Optimized end face geometry
The sealing end faces typically adopt grooved, spiral, or micro-textured designs. By changing the gap distribution and fluid flow path, the hydrodynamic effect is enhanced, further improving the sealing performance and ensuring effective isolation even under high-speed rotation or pressure fluctuations.
Design characteristics of non-contact seals
Non-contact seals have significant structural and material advantages in design:
Dual-end face series design
Many non-contact seals use a main and auxiliary dual-end face series design. The main end face is responsible for the main sealing, while the auxiliary end face provides safe isolation when the main seal fails, ensuring only a very small amount of leakage of the process medium.
Polymer and Metal Composite Materials
The sealing ring material is typically made of high-temperature, pressure-resistant, and corrosion-resistant polymer or metal composite materials. This not only ensures stability under extreme operating conditions but also reduces friction and heat buildup.
Rotating Ring Encasing Structure
Under high-speed rotation or instantaneous pressure impact, the outer circumferential encasing design of the rotating ring protects the sealing end face, preventing secondary damage while maintaining the integrity of the auxiliary seal.
Integral Modular Design
The integrated design facilitates installation, adjustment, and disassembly, reducing the risk of leakage due to installation errors and improving on-site maintenance efficiency.
Application Advantages of Non-Contact Seals
Compared to traditional contact seals, non-contact seals offer multiple advantages in industrial applications:
Long Lifespan and Low Maintenance
Because there is no direct contact between the end faces, friction and wear are minimal, significantly extending the seal lifespan and reducing maintenance cycles.
Adaptability to Extreme Conditions
It can withstand high-temperature, low-temperature, high-speed, high-pressure, and corrosive media environments, ensuring stable operation of equipment under complex conditions.

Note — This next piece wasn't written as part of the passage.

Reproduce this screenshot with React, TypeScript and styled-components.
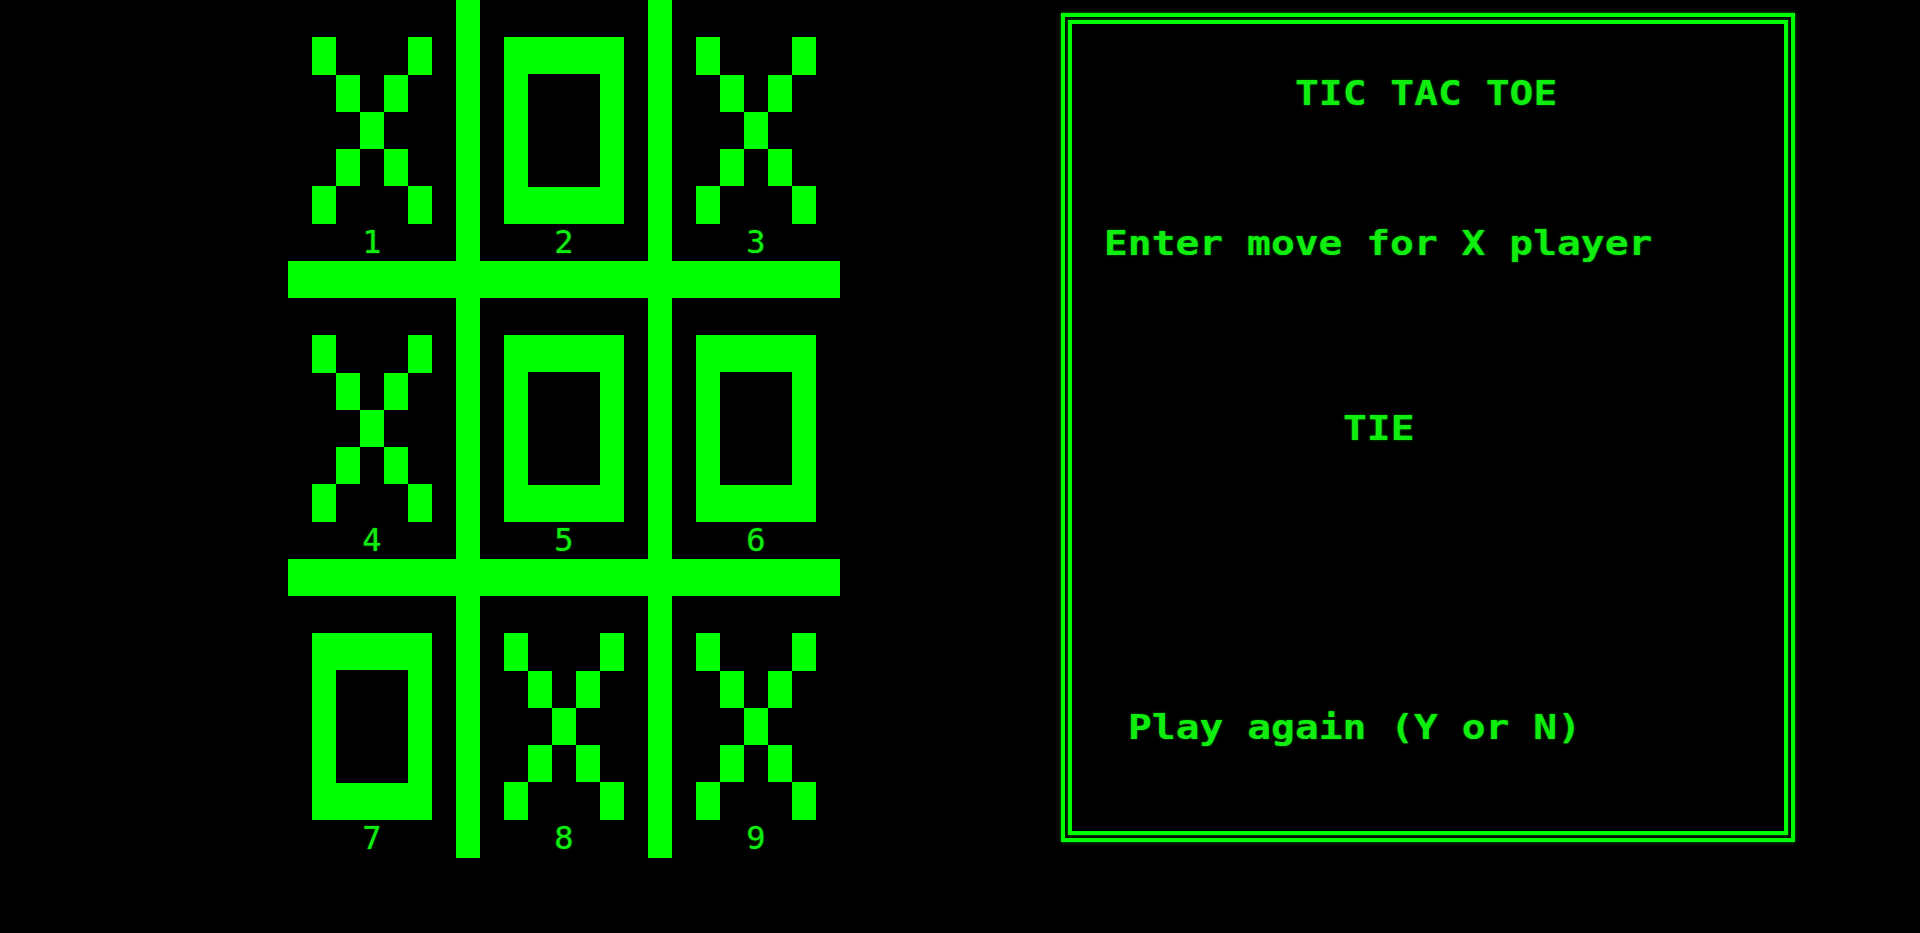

Reduced Energy Consumption
Reduces end-face friction loss, making equipment operation more efficient while reducing bearing load and energy consumption.
Safety and Environmental Protection
Even in the event of main seal failure, the auxiliary seal can still control leakage, enabling media recovery or reducing environmental impact, meeting energy conservation, emission reduction, and safe production requirements.
Work Environment and Industry Value
Non-contact seals are suitable for various high-end industrial equipment and critical operating conditions:
High-speed rotating equipment
such as refrigeration compressors and gas compressors, maintaining a seal under high speeds below 180 m/s.
High-pressure and high-temperature systems
Can withstand pressures of 0~25 MPa and temperatures from -160℃ to 260℃, meeting the demands of harsh operating conditions.
Low-temperature and vacuum conditions
In low-temperature or vacuum equipment, the tiny fluid film between the sealing end faces can maintain long-term isolation, effectively preventing leakage.
Through this highly adaptable design, non-contact seals not only improve equipment operational reliability but also reduce maintenance costs and environmental risks, becoming one of the key technologies for modern high-end industrial equipment.
Non-contact seals achieve highly efficient sealing without contact through micro-gap design, hydrodynamic effects, optimized end-face geometry, and material selection. The series design of main and auxiliary end faces, the rotating ring encapsulation structure, and the application of polymer or metal composite materials ensure long-term stable sealing performance in high-speed, high-pressure, high-temperature, or low-temperature environments. Compared to traditional contact seals, non-contact seals not only significantly extend service life and reduce energy consumption, but also control leakage through auxiliary seals in the event of main seal failure, enabling media recovery and environmental protection. This technology has wide application value in high-end industrial equipment such as refrigeration compressors, gas compressors, vacuum equipment, and chemical pumps.